My guess is the drift issue is due to Dicamba. Dicamba is in the same group of chemicals as 2-4-D. The recent addition of theses herbicides to be used in post spraying of Soybeans has caused the drift issues. I believe this is the last year for using Dicamba on Soybeans after the plants are out of the ground. I think Dicamba will still be used post spraying on Corn in protects like Status. I did see some drift or moving of up to a mile on beans not traited with Dicamba genetics "engenia". Interestingly enough although the effected plants had curled leaves and signs of stunting there was minimal yield loss. 

Southside

Quote from: livemusic on June 01, 2024, 09:53:14 AMI know that modern ag is all about chemicals.
What is so ironic is that there is a ginormous customer base for non gmo, chemical free food.   They will happily pay a massive premium for such products and demand far outstrips supply and it growing every day.  mRNA woke up a lot of people.  Perfect example is our chicken breast.  We start our meat birds as eggs in our commercial incubator so I can guarantee they are not vaccinated with mRNA or anything else, raised on pasture, soy free, non-gmo, zero chemical use on the farm, we sell it for $14 a lb and can not keep it in stock.

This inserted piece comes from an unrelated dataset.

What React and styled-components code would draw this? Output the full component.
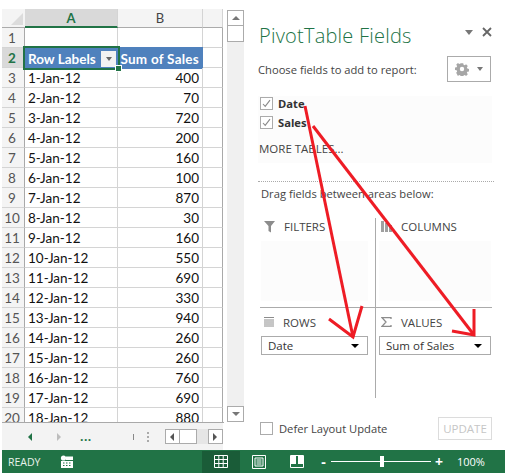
import React from 'react';
import styled, { createGlobalStyle } from 'styled-components';

const Global = createGlobalStyle`
  html, body { margin: 0; padding: 0; background: #fff; }
  #root { width: 505px; height: 475px; overflow: hidden; }
`;

const Frame = styled.div`
  position: relative;
  width: 505px;
  height: 475px;
  display: flex;
  flex-direction: column;
  font-family: "Open Sans", "Liberation Sans", sans-serif;
  color: #333;
`;
const Main = styled.div`
  display: flex;
  height: 450px;
  padding-left: 2px;
  box-sizing: border-box;
`;
const SheetArea = styled.div`
  width: 243px;
  flex: none;
  display: flex;
  flex-direction: column;
`;
const SheetBody = styled.div`
  flex: none;
  height: 423px;
  padding-top: 9px;
  box-sizing: border-box;
  display: flex;
`;
const GridWrap = styled.div`
  width: 222px;
  height: 414px;
  overflow: hidden;
  border-bottom: 1px solid #a9a9a9;
  box-sizing: border-box;
`;
const Grid = styled.div`
  display: grid;
  grid-template-columns: 23px 93px 85px 20px;
  grid-template-rows: 19px;
  grid-auto-rows: 20px;
  font-family: Lato, "Open Sans", sans-serif;
`;
const Corner = styled.div`
  background: #f4f4f4;
  border-bottom: 1px solid #ababab;
  position: relative;
  &::after {
    content: '';
    position: absolute;
    right: 2px;
    bottom: 2px;
    width: 0;
    height: 0;
    border-style: solid;
    border-width: 0 0 12px 12px;
    border-color: transparent transparent #dcdcdc transparent;
  }
`;
const ColHead = styled.div`
  box-sizing: border-box;
  display: flex;
  align-items: center;
  justify-content: center;
  font-size: 13px;
  background: ${p => (p.$active ? '#d9d9d9' : '#f4f4f4')};
  color: ${p => (p.$active ? '#217346' : '#444')};
  font-weight: ${p => (p.$active ? 700 : 400)};
  border-bottom: ${p => (p.$active ? '2px solid #217346' : '1px solid #ababab')};
  border-right: 1px solid #d4d4d4;
`;
const RowHead = styled.div`
  box-sizing: border-box;
  display: flex;
  align-items: center;
  justify-content: center;
  padding-right: 2px;
  padding-top: 1px;
  font-size: 13.5px;
  background: ${p => (p.$active ? '#d9d9d9' : '#f4f4f4')};
  color: ${p => (p.$active ? '#217346' : '#555')};
  font-weight: ${p => (p.$active ? 700 : 400)};
  border-right: 1px solid ${p => (p.$active ? '#217346' : '#a9a9a9')};
  border-bottom: 1px solid #d4d4d4;
`;
const Cell = styled.div`
  box-sizing: border-box;
  display: flex;
  align-items: center;
  justify-content: ${p => (p.$right ? 'flex-end' : 'flex-start')};
  padding: 1px 3px 0;
  font-size: 13.5px;
  color: #111;
  white-space: nowrap;
  border-right: 1px solid #d4d4d4;
  border-bottom: 1px solid #d4d4d4;
`;
const EdgeCell = styled(Cell)`
  border-right: 1px solid #a9a9a9;
`;
const HeaderCell = styled(Cell)`
  background: #4f81bd;
  color: #fff;
  font-weight: 700;
  font-size: 13.5px;
  letter-spacing: ${p => (p.$right ? '0.25px' : '0')};
  border: none;
  padding: 1px 4px 0 2px;
  justify-content: ${p => (p.$right ? 'flex-end' : 'space-between')};
  box-shadow: 0 -1px 0 #4f81bd, 0 1px 0 #4f81bd;
`;
const SelectedCell = styled(HeaderCell)`
  position: relative;
  z-index: 1;
  outline: 2px solid #217346;
  outline-offset: 0;
  box-shadow: none;
  padding: 1px 2px 0 3px;
`;
const FillHandle = styled.span`
  position: absolute;
  right: -4px;
  bottom: -4px;
  width: 5px;
  height: 5px;
  background: #217346;
  border: 1px solid #fff;
`;
const FilterButton = styled.span`
  width: 15px;
  height: 16px;
  background: #f2f2f2;
  display: flex;
  align-items: center;
  justify-content: center;
  &::after {
    content: '';
    border-style: solid;
    border-width: 4px 3.5px 0 3.5px;
    border-color: #666 transparent transparent transparent;
  }
`;

const VScroll = styled.div`
  margin-left: 3px;
  width: 17px;
  height: 412px;
  margin-top: 1px;
  background: #f0f0f0;
  display: flex;
  flex-direction: column;
  justify-content: space-between;
`;
const VTop = styled.div`
  display: flex;
  flex-direction: column;
`;
const ScrollButton = styled.div`
  width: 15px;
  height: 14px;
  background: #fff;
  border: 1px solid #ababab;
  display: flex;
  align-items: center;
  justify-content: center;
  &::after {
    content: '';
    border-style: solid;
    border-color: transparent;
    ${p => p.$dir === 'up' && 'border-width: 0 4px 4px 4px; border-bottom-color: #777;'}
    ${p => p.$dir === 'down' && 'border-width: 4px 4px 0 4px; border-top-color: #777;'}
    ${p => p.$dir === 'left' && 'border-width: 4px 4px 4px 0; border-right-color: #555;'}
    ${p => p.$dir === 'right' && 'border-width: 4px 0 4px 4px; border-left-color: #555;'}
  }
`;
const VThumb = styled.div`
  width: 15px;
  height: 15px;
  background: #fff;
  border: 1px solid #ababab;
  border-top: none;
`;

const TabBar = styled.div`
  flex: none;
  height: 27px;
  width: 221px;
  background: #f3f3f3;
  display: flex;
  align-items: center;
  box-sizing: border-box;
`;
const TabArrow = styled.span`
  width: 0;
  height: 0;
  border-style: solid;
  margin-left: ${p => p.$ml}px;
  margin-top: 1px;
  ${p => (p.$left
    ? 'border-width: 4px 4px 4px 0; border-color: transparent #217346 transparent transparent;'
    : 'border-width: 4px 0 4px 4px; border-color: transparent transparent transparent #bdbdbd;')}
`;
const Dots = styled.span`
  margin-left: 19px;
  font-size: 12px;
  font-weight: 700;
  color: #217346;
  letter-spacing: 0.5px;
  line-height: 1;
`;
const Tick = styled.span`
  margin-left: 41px;
  width: 1px;
  height: 6px;
  background: #888;
`;
const Grip = styled.span`
  margin-left: 13px;
  width: 2px;
  height: 10px;
  border-left: 2px dotted #aaa;
`;
const HScroll = styled.div`
  margin-left: 14px;
  display: flex;
  width: 59px;
  height: 15px;
  background: #e6e6e6;
  justify-content: space-between;
`;
const HGroup = styled.div`
  display: flex;
`;
const SmallButton = styled(ScrollButton)`
  width: 13px;
  height: 13px;
`;
const HThumb = styled.div`
  width: 16px;
  height: 13px;
  background: #fff;
  border: 1px solid #ababab;
  border-left: none;
`;

const Panel = styled.div`
  flex: 1;
  min-width: 0;
  padding: 19px 13px 0 13px;
  box-sizing: border-box;
  display: flex;
  flex-direction: column;
  position: relative;
`;
const TitleRow = styled.div`
  display: flex;
  align-items: center;
  justify-content: space-between;
  height: 34px;
`;
const Title = styled.div`
  font-family: "Open Sans", sans-serif;
  font-weight: 300;
  font-size: 20px;
  letter-spacing: 0.22px;
  color: #217346;
  white-space: nowrap;
  margin-left: 1px;
  margin-top: -2px;
`;
const TitleIcons = styled.div`
  display: flex;
  align-items: center;
  gap: 9px;
  margin-top: -8px;
`;
const SmallCaret = styled.span`
  width: 0;
  height: 0;
  border-style: solid;
  border-width: ${p => p.$h || 5}px ${p => p.$w || 4.5}px 0 ${p => p.$w || 4.5}px;
  border-color: ${p => p.$c || '#777'} transparent transparent transparent;
`;
const ChooseRow = styled.div`
  display: flex;
  justify-content: space-between;
  align-items: center;
  height: 26px;
  margin-top: 3px;
  padding-right: 1px;
`;
const Body = styled.div`
  font-size: 11.2px;
  color: #444;
  white-space: nowrap;
`;
const ToolsButton = styled.div`
  width: 44px;
  height: 26px;
  border: 1px solid #ababab;
  box-sizing: border-box;
  display: flex;
  align-items: center;
  justify-content: center;
  gap: 8px;
`;
const FieldList = styled.div`
  height: 69px;
  margin-top: 12px;
  background: linear-gradient(#fff 2px, #fcfcfc 2px);
  display: flex;
  flex-direction: column;
  box-sizing: border-box;
`;
const FieldRow = styled.div`
  display: flex;
  align-items: center;
  gap: 5px;
  height: 19px;
  padding-left: 2px;
  font-size: 11.2px;
  font-weight: 700;
  color: #333;
`;
const Check = styled.span`
  width: 13px;
  height: 13px;
  flex: none;
  border: 1px solid #ababab;
  background: #fff;
  box-sizing: border-box;
  display: flex;
  align-items: center;
  justify-content: center;
`;
const MoreTables = styled.div`
  margin-top: 9px;
  padding-left: 1px;
  font-size: 11.5px;
  line-height: 16px;
  color: #444;
`;
const Dotted = styled.div`
  margin-top: 18px;
  margin-right: -2px;
  border-top: 1px dotted #aaa;
`;
const DragLabel = styled(Body)`
  margin-top: 4px;
  margin-left: 3px;
  line-height: 16px;
  height: 16px;
`;
const Areas = styled.div`
  margin: 16px 0 0 2px;
  display: grid;
  grid-template-columns: 116px 116px;
  grid-template-rows: 89px 91px;
`;
const Area = styled.div`
  box-sizing: border-box;
  padding: ${p => (p.$bottom ? '5px' : '0')} ${p => (p.$right ? '1px' : '7px')} 0 ${p => (p.$right ? '3px' : '1px')};
  border-right: ${p => (p.$right ? 'none' : '1px solid #ababab')};
  border-top: ${p => (p.$bottom ? '1px solid #ababab' : 'none')};
  display: flex;
  flex-direction: column;
`;
const AreaHead = styled.div`
  display: flex;
  align-items: center;
  height: 18px;
  gap: ${p => (p.$right ? '9px' : '8px')};
  margin-top: ${p => (p.$top ? '-1px' : '0')};
  font-size: 11.5px;
  color: #444;
  padding-left: ${p => (p.$right ? '2px' : '3px')};
`;
const AreaBox = styled.div`
  flex: 1;
  margin-top: 6px;
  margin-bottom: 6px;
  background: #fcfcfc;
`;
const FieldChip = styled.div`
  margin-top: 5px;
  height: 19px;
  border: 1px solid #ababab;
  box-sizing: border-box;
  display: flex;
  align-items: center;
  justify-content: space-between;
  padding: 0 8px 0 6px;
  font-size: 11.5px;
  color: #333;
`;
const FooterRow = styled.div`
  margin: 19px 0 0 2px;
  height: 23px;
  display: flex;
  align-items: center;
  justify-content: space-between;
`;
const DeferLabel = styled.label`
  display: flex;
  align-items: center;
  gap: 6px;
  font-size: 11.2px;
  color: #444;
`;
const UpdateButton = styled.div`
  width: 54px;
  height: 23px;
  box-sizing: border-box;
  border: 1px solid #dcdcdc;
  display: flex;
  align-items: center;
  justify-content: center;
  font-size: 11.5px;
  color: #c6c6c6;
`;

const StatusBar = styled.div`
  margin-left: 2px;
  height: 23px;
  width: 503px;
  background: #217346;
  color: #fff;
  display: flex;
  align-items: center;
  font-size: 10.5px;
  box-sizing: border-box;
`;
const Ready = styled.span`
  margin-left: 6px;
  width: 52px;
  color: #e8f2ec;
`;
const ViewButton = styled.div`
  width: ${p => p.$w}px;
  height: 22px;
  flex: none;
  margin-left: ${p => p.$ml || 0}px;
  background: ${p => (p.$active ? '#1a5c38' : 'transparent')};
  display: flex;
  align-items: center;
  justify-content: center;
`;
const ZoomGroup = styled.div`
  display: flex;
  align-items: center;
  margin-left: 4px;
`;
const ZoomSign = styled.span`
  font-weight: 700;
  font-size: 14px;
  line-height: 1;
  width: ${p => p.$w}px;
  text-align: center;
`;
const ZoomTrack = styled.div`
  width: 100px;
  height: 1px;
  background: #fff;
  position: relative;
  margin: 0 4px;
`;
const ZoomThumb = styled.span`
  position: absolute;
  left: 49px;
  top: -5px;
  width: 4px;
  height: 11px;
  background: #fff;
`;
const ZoomValue = styled.span`
  margin-left: 14px;
  font-size: 11px;
`;

const Overlay = styled.svg`
  position: absolute;
  left: 0;
  top: 0;
  pointer-events: none;
`;

const CheckIcon = () => (
  <svg width="9" height="9" viewBox="0 0 9 9"><path d="M1 5l2.2 2.4L8 1.2" fill="none" stroke="#8a8a8a" strokeWidth="1.1" /></svg>
);
const Gear = () => (
  <svg width="14" height="14" viewBox="0 0 14 14">
    <path d="M5.7 1h2.6l.3 1.7 1.2.5 1.4-1 1.8 1.8-1 1.4.5 1.2 1.7.3v2.6l-1.7.3-.5 1.2 1 1.4-1.8 1.8-1.4-1-1.2.5-.3 1.7H5.7l-.3-1.7-1.2-.5-1.4 1L1 11l1-1.4-.5-1.2L-.2 8.1V5.5l1.7-.3.5-1.2-1-1.4L2.8.8l1.4 1 1.2-.5z" fill="#a6a6a6" transform="translate(.2 .2) scale(.97)" />
    <circle cx="7" cy="7" r="2.2" fill="#fff" />
  </svg>
);
const FilterIcon = () => (
  <svg width="12" height="13" viewBox="0 0 12 13"><path d="M0 1h11L7 6v6.5L4.5 11V6z" fill="#8c8c8c" /></svg>
);
const ColumnsIcon = () => (
  <svg width="11" height="11" viewBox="0 0 11 11"><path d="M0 0h3v11H0zM4 2h3v9H4zM8 4h3v7H8z" fill="#a0a0a0" /></svg>
);
const RowsIcon = () => (
  <svg width="11" height="10" viewBox="0 0 11 10"><path d="M0 .5h10M0 3h10M0 5h10M0 7h10M0 9h10" stroke="#8c8c8c" strokeWidth="1" /></svg>
);
const SigmaIcon = () => (
  <svg width="11" height="10" viewBox="0 0 11 10"><path d="M10 2V.7H1l4 4.3-4 4.3h9V8" fill="none" stroke="#8c8c8c" strokeWidth="1.3" /></svg>
);

const rows = [
  ['1-Jan-12', 400], ['2-Jan-12', 70], ['3-Jan-12', 720], ['4-Jan-12', 200], ['5-Jan-12', 160],
  ['6-Jan-12', 100], ['7-Jan-12', 870], ['8-Jan-12', 30], ['9-Jan-12', 160], ['10-Jan-12', 550],
  ['11-Jan-12', 690], ['12-Jan-12', 330], ['13-Jan-12', 940], ['14-Jan-12', 260], ['15-Jan-12', 260],
  ['16-Jan-12', 760], ['17-Jan-12', 690], ['18-Jan-12', 880],
];

export default function App() {
  return (
    <Frame>
      <Global />
      <Main>
        <SheetArea>
          <SheetBody>
            <GridWrap>
              <Grid>
                <Corner />
                <ColHead $active>A</ColHead>
                <ColHead>B</ColHead>
                <ColHead />
                <RowHead>1</RowHead>
                <Cell />
                <Cell />
                <EdgeCell />
                <RowHead $active>2</RowHead>
                <SelectedCell>
                  Row Labels
                  <FilterButton />
                  <FillHandle />
                </SelectedCell>
                <HeaderCell $right>Sum of Sales</HeaderCell>
                <EdgeCell />
                {rows.map(([d, v], i) => (
                  <React.Fragment key={d}>
                    <RowHead>{i + 3}</RowHead>
                    <Cell>{d}</Cell>
                    <Cell $right>{v}</Cell>
                    <EdgeCell />
                  </React.Fragment>
                ))}
              </Grid>
            </GridWrap>
            <VScroll>
              <VTop>
                <ScrollButton $dir="up" />
                <VThumb />
              </VTop>
              <ScrollButton $dir="down" />
            </VScroll>
          </SheetBody>
          <TabBar>
            <TabArrow $left $ml={26} />
            <TabArrow $ml={25} />
            <Dots>...</Dots>
            <Tick />
            <Grip />
            <HScroll>
              <HGroup>
                <SmallButton $dir="left" />
                <HThumb />
              </HGroup>
              <SmallButton $dir="right" />
            </HScroll>
          </TabBar>
        </SheetArea>
        <Panel>
          <TitleRow>
            <Title>PivotTable Fields</Title>
            <TitleIcons>
              <SmallCaret $h={5} $w={4.5} />
              <svg width="10" height="10" viewBox="0 0 10 10"><path d="M1 1l8 8M9 1l-8 8" stroke="#666" strokeWidth="1.8" /></svg>
            </TitleIcons>
          </TitleRow>
          <ChooseRow>
            <Body>Choose fields to add to report:</Body>
            <ToolsButton>
              <Gear />
              <SmallCaret $h={4} $w={3.5} />
            </ToolsButton>
          </ChooseRow>
          <FieldList>
            <FieldRow><Check><CheckIcon /></Check>Date</FieldRow>
            <FieldRow><Check><CheckIcon /></Check>Sales</FieldRow>
            <MoreTables>MORE TABLES...</MoreTables>
          </FieldList>
          <Dotted />
          <DragLabel>Drag fields between areas below:</DragLabel>
          <Areas>
            <Area>
              <AreaHead $top><FilterIcon />FILTERS</AreaHead>
              <AreaBox />
            </Area>
            <Area $right>
              <AreaHead $top $right><ColumnsIcon />COLUMNS</AreaHead>
              <AreaBox />
            </Area>
            <Area $bottom>
              <AreaHead><RowsIcon />ROWS</AreaHead>
              <FieldChip>Date<SmallCaret $h={4} $w={4} $c="#000" /></FieldChip>
            </Area>
            <Area $bottom $right>
              <AreaHead $right><SigmaIcon />VALUES</AreaHead>
              <FieldChip>Sum of Sales<SmallCaret $h={4} $w={4} $c="#000" /></FieldChip>
            </Area>
          </Areas>
          <FooterRow>
            <DeferLabel><Check />Defer Layout Update</DeferLabel>
            <UpdateButton>UPDATE</UpdateButton>
          </FooterRow>
        </Panel>
      </Main>
      <StatusBar>
        <Ready>READY</Ready>
        <svg width="14" height="14" viewBox="0 0 14 14">
          <circle cx="3.5" cy="3" r="2.6" fill="#fff" />
          <path d="M1 6h12V13H1z M6 1.5h7V5H6z" fill="#fff" />
          <path d="M3 8h1.5M6 8h1.5M9 8h1.5M3 10.5h1.5M6 10.5h1.5M9 10.5h1.5" stroke="#217346" strokeWidth="1" />
        </svg>
        <ViewButton $w={38} $active $ml={128}>
          <svg width="14" height="13" viewBox="0 0 14 13"><path d="M.5.5h13v12H.5zM.5 4.5h13M.5 8.5h13M4.8.5v12M9.2.5v12" fill="none" stroke="#fff" /></svg>
        </ViewButton>
        <ViewButton $w={38}>
          <svg width="14" height="14" viewBox="0 0 14 14"><path d="M.5.5h13v13H.5z M3 3h8v8H3z" fill="none" stroke="#fff" /><path d="M4.5 5h5M4.5 7h5M4.5 9h5" stroke="#fff" /></svg>
        </ViewButton>
        <ViewButton $w={38}>
          <svg width="14" height="13" viewBox="0 0 14 13"><path d="M.5.5h13v12H.5z" fill="none" stroke="#fff" /><path d="M1 1h5v8H1zM8 1h5v8H8z" fill="#fff" /></svg>
        </ViewButton>
        <ZoomGroup>
          <ZoomSign $w={7}>-</ZoomSign>
          <ZoomTrack><ZoomThumb /></ZoomTrack>
          <ZoomSign $w={8}>+</ZoomSign>
          <ZoomValue>100%</ZoomValue>
        </ZoomGroup>
      </StatusBar>
      <Overlay width="505" height="475" viewBox="0 0 505 475">
        <g fill="none" stroke="#ee1c25" strokeWidth="3">
          <path d="M305 106L353 337" />
          <path d="M329 319L353 337L362 306" />
          <path d="M313 126L474 335" />
          <path d="M452 331L474 335L474 309" />
        </g>
      </Overlay>
    </Frame>
  );
}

My competition gets $21 but he has name recognition all the way literally to the King of England so I can't compete with that.  If guys would peek outside of the box they would realize there are options that don't include being hitched to Bayer.  
Franklin buncher and skidder
JD Processor
Woodmizer LT Super 70 and LT35 sawmill, KD250 kiln, BMS 250 sharpener and setter
Riehl Edger
Woodmaster 725 and 4000 planner and moulder
Enough cows to ensure there is no spare time.